[EXERCISE BRIEF]:
Give the data again exactly as written, skipping any pictures.

[SUPPLIED MATERIAL]:
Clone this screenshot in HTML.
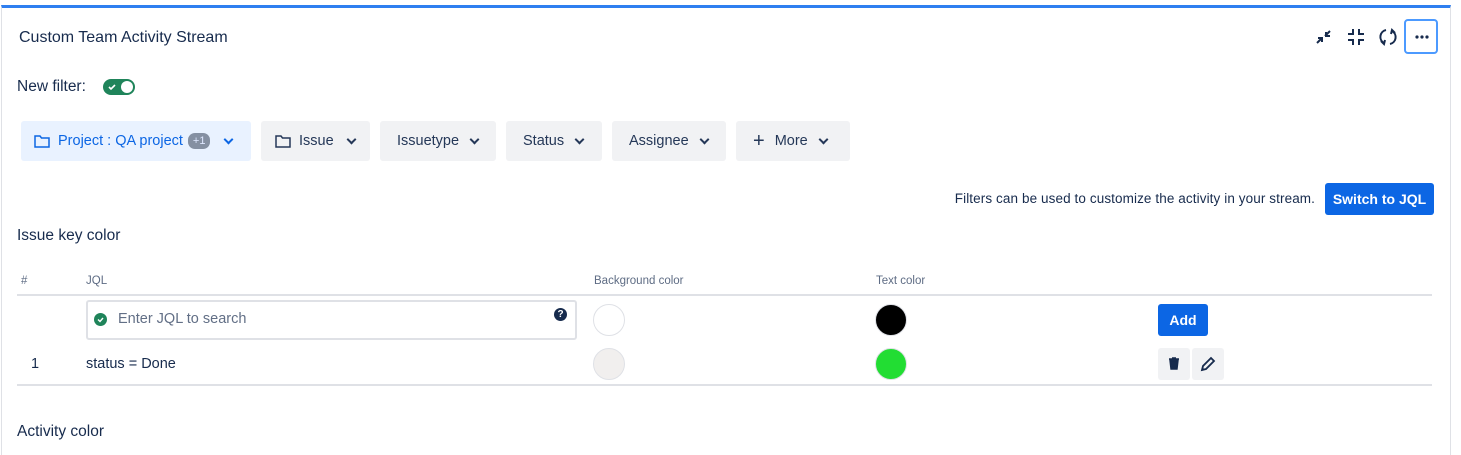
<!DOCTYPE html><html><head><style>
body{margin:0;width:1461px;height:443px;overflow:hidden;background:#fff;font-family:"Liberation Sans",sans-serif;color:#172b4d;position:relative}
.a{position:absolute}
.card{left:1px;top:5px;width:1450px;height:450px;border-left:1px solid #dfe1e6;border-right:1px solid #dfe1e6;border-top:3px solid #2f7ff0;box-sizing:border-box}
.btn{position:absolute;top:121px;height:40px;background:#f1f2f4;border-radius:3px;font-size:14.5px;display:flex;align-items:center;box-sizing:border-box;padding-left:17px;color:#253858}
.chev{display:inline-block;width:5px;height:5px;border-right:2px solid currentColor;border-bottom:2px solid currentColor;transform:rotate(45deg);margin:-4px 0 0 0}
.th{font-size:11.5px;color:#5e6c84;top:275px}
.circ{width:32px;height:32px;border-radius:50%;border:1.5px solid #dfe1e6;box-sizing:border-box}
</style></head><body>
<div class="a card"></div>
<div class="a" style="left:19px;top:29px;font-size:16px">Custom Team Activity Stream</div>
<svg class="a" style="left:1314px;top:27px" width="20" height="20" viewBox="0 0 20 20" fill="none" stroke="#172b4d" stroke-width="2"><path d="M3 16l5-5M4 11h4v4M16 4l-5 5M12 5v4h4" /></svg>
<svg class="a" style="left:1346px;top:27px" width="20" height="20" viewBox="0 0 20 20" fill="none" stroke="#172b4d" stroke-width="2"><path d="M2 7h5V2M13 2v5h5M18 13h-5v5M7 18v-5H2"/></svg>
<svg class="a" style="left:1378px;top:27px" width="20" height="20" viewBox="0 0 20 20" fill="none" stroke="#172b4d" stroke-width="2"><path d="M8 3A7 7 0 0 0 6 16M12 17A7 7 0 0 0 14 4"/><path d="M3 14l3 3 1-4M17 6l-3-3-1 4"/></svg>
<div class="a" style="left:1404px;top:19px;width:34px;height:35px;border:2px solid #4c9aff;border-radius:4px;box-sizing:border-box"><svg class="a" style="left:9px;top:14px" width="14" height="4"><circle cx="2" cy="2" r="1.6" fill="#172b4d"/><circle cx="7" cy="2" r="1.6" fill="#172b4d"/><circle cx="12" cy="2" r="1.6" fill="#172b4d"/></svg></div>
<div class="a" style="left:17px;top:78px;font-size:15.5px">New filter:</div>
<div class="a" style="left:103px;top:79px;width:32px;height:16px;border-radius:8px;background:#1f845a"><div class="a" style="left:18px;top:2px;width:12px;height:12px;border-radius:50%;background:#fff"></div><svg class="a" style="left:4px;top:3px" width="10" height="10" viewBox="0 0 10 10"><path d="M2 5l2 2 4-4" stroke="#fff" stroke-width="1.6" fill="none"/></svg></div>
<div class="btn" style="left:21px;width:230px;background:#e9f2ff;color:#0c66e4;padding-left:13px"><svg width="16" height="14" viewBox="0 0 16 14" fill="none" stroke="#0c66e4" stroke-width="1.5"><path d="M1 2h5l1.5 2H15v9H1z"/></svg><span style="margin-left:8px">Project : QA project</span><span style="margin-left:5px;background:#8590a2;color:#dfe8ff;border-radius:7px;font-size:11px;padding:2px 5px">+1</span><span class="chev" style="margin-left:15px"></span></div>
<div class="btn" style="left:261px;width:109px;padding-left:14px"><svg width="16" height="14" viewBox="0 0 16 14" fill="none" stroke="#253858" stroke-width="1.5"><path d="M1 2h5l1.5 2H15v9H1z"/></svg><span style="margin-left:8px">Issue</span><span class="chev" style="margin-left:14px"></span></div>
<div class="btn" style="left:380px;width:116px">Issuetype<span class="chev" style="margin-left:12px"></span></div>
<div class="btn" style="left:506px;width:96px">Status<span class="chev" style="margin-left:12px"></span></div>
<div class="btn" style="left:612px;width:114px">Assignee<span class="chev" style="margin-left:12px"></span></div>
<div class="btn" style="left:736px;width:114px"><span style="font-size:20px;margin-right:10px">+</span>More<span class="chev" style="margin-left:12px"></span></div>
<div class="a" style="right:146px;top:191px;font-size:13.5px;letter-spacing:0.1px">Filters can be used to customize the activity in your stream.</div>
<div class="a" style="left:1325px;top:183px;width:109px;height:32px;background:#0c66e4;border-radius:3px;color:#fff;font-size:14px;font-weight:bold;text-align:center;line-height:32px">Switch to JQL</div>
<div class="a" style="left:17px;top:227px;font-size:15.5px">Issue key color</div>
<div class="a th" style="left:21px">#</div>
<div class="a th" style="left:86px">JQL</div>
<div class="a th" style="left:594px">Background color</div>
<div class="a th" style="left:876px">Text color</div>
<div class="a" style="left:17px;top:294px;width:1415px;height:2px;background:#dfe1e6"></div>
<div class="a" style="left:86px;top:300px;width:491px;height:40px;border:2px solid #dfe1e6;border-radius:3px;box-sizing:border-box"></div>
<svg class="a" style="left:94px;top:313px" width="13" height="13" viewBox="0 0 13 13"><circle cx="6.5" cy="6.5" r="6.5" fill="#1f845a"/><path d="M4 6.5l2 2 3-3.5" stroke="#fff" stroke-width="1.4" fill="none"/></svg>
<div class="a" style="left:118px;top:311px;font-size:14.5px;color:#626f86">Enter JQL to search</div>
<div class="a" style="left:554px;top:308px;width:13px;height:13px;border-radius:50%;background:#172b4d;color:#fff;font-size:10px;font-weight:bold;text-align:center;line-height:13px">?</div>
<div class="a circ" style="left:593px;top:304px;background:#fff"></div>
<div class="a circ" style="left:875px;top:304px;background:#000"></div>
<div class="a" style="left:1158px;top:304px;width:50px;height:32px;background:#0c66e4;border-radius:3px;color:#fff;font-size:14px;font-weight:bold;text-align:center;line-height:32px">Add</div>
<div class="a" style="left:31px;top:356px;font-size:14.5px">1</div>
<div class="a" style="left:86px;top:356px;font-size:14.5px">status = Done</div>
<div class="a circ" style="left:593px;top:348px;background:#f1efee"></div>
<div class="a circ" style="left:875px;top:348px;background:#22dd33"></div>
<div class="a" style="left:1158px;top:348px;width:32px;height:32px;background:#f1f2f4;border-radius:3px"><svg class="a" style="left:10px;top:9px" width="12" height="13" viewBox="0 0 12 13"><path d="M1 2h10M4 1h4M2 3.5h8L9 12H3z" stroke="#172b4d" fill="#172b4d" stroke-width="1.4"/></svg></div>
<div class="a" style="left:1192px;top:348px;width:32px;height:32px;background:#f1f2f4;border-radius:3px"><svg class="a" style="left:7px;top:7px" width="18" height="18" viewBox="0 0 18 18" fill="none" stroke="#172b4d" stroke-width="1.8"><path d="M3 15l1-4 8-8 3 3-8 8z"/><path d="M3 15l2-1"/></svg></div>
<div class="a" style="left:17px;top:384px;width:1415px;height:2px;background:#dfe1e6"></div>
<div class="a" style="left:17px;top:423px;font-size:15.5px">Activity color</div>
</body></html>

[TASK ANSWER]:
Clone this screenshot in HTML.
<!DOCTYPE html><html><head><style>
body{margin:0;width:1461px;height:443px;overflow:hidden;background:#fff;font-family:"Liberation Sans",sans-serif;color:#172b4d;position:relative}
.a{position:absolute}
.card{left:1px;top:5px;width:1450px;height:450px;border-left:1px solid #dfe1e6;border-right:1px solid #dfe1e6;border-top:3px solid #2f7ff0;box-sizing:border-box}
.btn{position:absolute;top:121px;height:40px;background:#f1f2f4;border-radius:3px;font-size:14.5px;display:flex;align-items:center;box-sizing:border-box;padding-left:17px;color:#253858}
.chev{display:inline-block;width:5px;height:5px;border-right:2px solid currentColor;border-bottom:2px solid currentColor;transform:rotate(45deg);margin:-4px 0 0 0}
.th{font-size:11.5px;color:#5e6c84;top:275px}
.circ{width:32px;height:32px;border-radius:50%;border:1.5px solid #dfe1e6;box-sizing:border-box}
</style></head><body>
<div class="a card"></div>
<div class="a" style="left:19px;top:29px;font-size:16px">Custom Team Activity Stream</div>
<svg class="a" style="left:1314px;top:27px" width="20" height="20" viewBox="0 0 20 20" fill="none" stroke="#172b4d" stroke-width="2"><path d="M3 16l5-5M4 11h4v4M16 4l-5 5M12 5v4h4" /></svg>
<svg class="a" style="left:1346px;top:27px" width="20" height="20" viewBox="0 0 20 20" fill="none" stroke="#172b4d" stroke-width="2"><path d="M2 7h5V2M13 2v5h5M18 13h-5v5M7 18v-5H2"/></svg>
<svg class="a" style="left:1378px;top:27px" width="20" height="20" viewBox="0 0 20 20" fill="none" stroke="#172b4d" stroke-width="2"><path d="M8 3A7 7 0 0 0 6 16M12 17A7 7 0 0 0 14 4"/><path d="M3 14l3 3 1-4M17 6l-3-3-1 4"/></svg>
<div class="a" style="left:1404px;top:19px;width:34px;height:35px;border:2px solid #4c9aff;border-radius:4px;box-sizing:border-box"><svg class="a" style="left:9px;top:14px" width="14" height="4"><circle cx="2" cy="2" r="1.6" fill="#172b4d"/><circle cx="7" cy="2" r="1.6" fill="#172b4d"/><circle cx="12" cy="2" r="1.6" fill="#172b4d"/></svg></div>
<div class="a" style="left:17px;top:78px;font-size:15.5px">New filter:</div>
<div class="a" style="left:103px;top:79px;width:32px;height:16px;border-radius:8px;background:#1f845a"><div class="a" style="left:18px;top:2px;width:12px;height:12px;border-radius:50%;background:#fff"></div><svg class="a" style="left:4px;top:3px" width="10" height="10" viewBox="0 0 10 10"><path d="M2 5l2 2 4-4" stroke="#fff" stroke-width="1.6" fill="none"/></svg></div>
<div class="btn" style="left:21px;width:230px;background:#e9f2ff;color:#0c66e4;padding-left:13px"><svg width="16" height="14" viewBox="0 0 16 14" fill="none" stroke="#0c66e4" stroke-width="1.5"><path d="M1 2h5l1.5 2H15v9H1z"/></svg><span style="margin-left:8px">Project : QA project</span><span style="margin-left:5px;background:#8590a2;color:#dfe8ff;border-radius:7px;font-size:11px;padding:2px 5px">+1</span><span class="chev" style="margin-left:15px"></span></div>
<div class="btn" style="left:261px;width:109px;padding-left:14px"><svg width="16" height="14" viewBox="0 0 16 14" fill="none" stroke="#253858" stroke-width="1.5"><path d="M1 2h5l1.5 2H15v9H1z"/></svg><span style="margin-left:8px">Issue</span><span class="chev" style="margin-left:14px"></span></div>
<div class="btn" style="left:380px;width:116px">Issuetype<span class="chev" style="margin-left:12px"></span></div>
<div class="btn" style="left:506px;width:96px">Status<span class="chev" style="margin-left:12px"></span></div>
<div class="btn" style="left:612px;width:114px">Assignee<span class="chev" style="margin-left:12px"></span></div>
<div class="btn" style="left:736px;width:114px"><span style="font-size:20px;margin-right:10px">+</span>More<span class="chev" style="margin-left:12px"></span></div>
<div class="a" style="right:146px;top:191px;font-size:13.5px;letter-spacing:0.1px">Filters can be used to customize the activity in your stream.</div>
<div class="a" style="left:1325px;top:183px;width:109px;height:32px;background:#0c66e4;border-radius:3px;color:#fff;font-size:14px;font-weight:bold;text-align:center;line-height:32px">Switch to JQL</div>
<div class="a" style="left:17px;top:227px;font-size:15.5px">Issue key color</div>
<div class="a th" style="left:21px">#</div>
<div class="a th" style="left:86px">JQL</div>
<div class="a th" style="left:594px">Background color</div>
<div class="a th" style="left:876px">Text color</div>
<div class="a" style="left:17px;top:294px;width:1415px;height:2px;background:#dfe1e6"></div>
<div class="a" style="left:86px;top:300px;width:491px;height:40px;border:2px solid #dfe1e6;border-radius:3px;box-sizing:border-box"></div>
<svg class="a" style="left:94px;top:313px" width="13" height="13" viewBox="0 0 13 13"><circle cx="6.5" cy="6.5" r="6.5" fill="#1f845a"/><path d="M4 6.5l2 2 3-3.5" stroke="#fff" stroke-width="1.4" fill="none"/></svg>
<div class="a" style="left:118px;top:311px;font-size:14.5px;color:#626f86">Enter JQL to search</div>
<div class="a" style="left:554px;top:308px;width:13px;height:13px;border-radius:50%;background:#172b4d;color:#fff;font-size:10px;font-weight:bold;text-align:center;line-height:13px">?</div>
<div class="a circ" style="left:593px;top:304px;background:#fff"></div>
<div class="a circ" style="left:875px;top:304px;background:#000"></div>
<div class="a" style="left:1158px;top:304px;width:50px;height:32px;background:#0c66e4;border-radius:3px;color:#fff;font-size:14px;font-weight:bold;text-align:center;line-height:32px">Add</div>
<div class="a" style="left:31px;top:356px;font-size:14.5px">1</div>
<div class="a" style="left:86px;top:356px;font-size:14.5px">status = Done</div>
<div class="a circ" style="left:593px;top:348px;background:#f1efee"></div>
<div class="a circ" style="left:875px;top:348px;background:#22dd33"></div>
<div class="a" style="left:1158px;top:348px;width:32px;height:32px;background:#f1f2f4;border-radius:3px"><svg class="a" style="left:10px;top:9px" width="12" height="13" viewBox="0 0 12 13"><path d="M1 2h10M4 1h4M2 3.5h8L9 12H3z" stroke="#172b4d" fill="#172b4d" stroke-width="1.4"/></svg></div>
<div class="a" style="left:1192px;top:348px;width:32px;height:32px;background:#f1f2f4;border-radius:3px"><svg class="a" style="left:7px;top:7px" width="18" height="18" viewBox="0 0 18 18" fill="none" stroke="#172b4d" stroke-width="1.8"><path d="M3 15l1-4 8-8 3 3-8 8z"/><path d="M3 15l2-1"/></svg></div>
<div class="a" style="left:17px;top:384px;width:1415px;height:2px;background:#dfe1e6"></div>
<div class="a" style="left:17px;top:423px;font-size:15.5px">Activity color</div>
</body></html>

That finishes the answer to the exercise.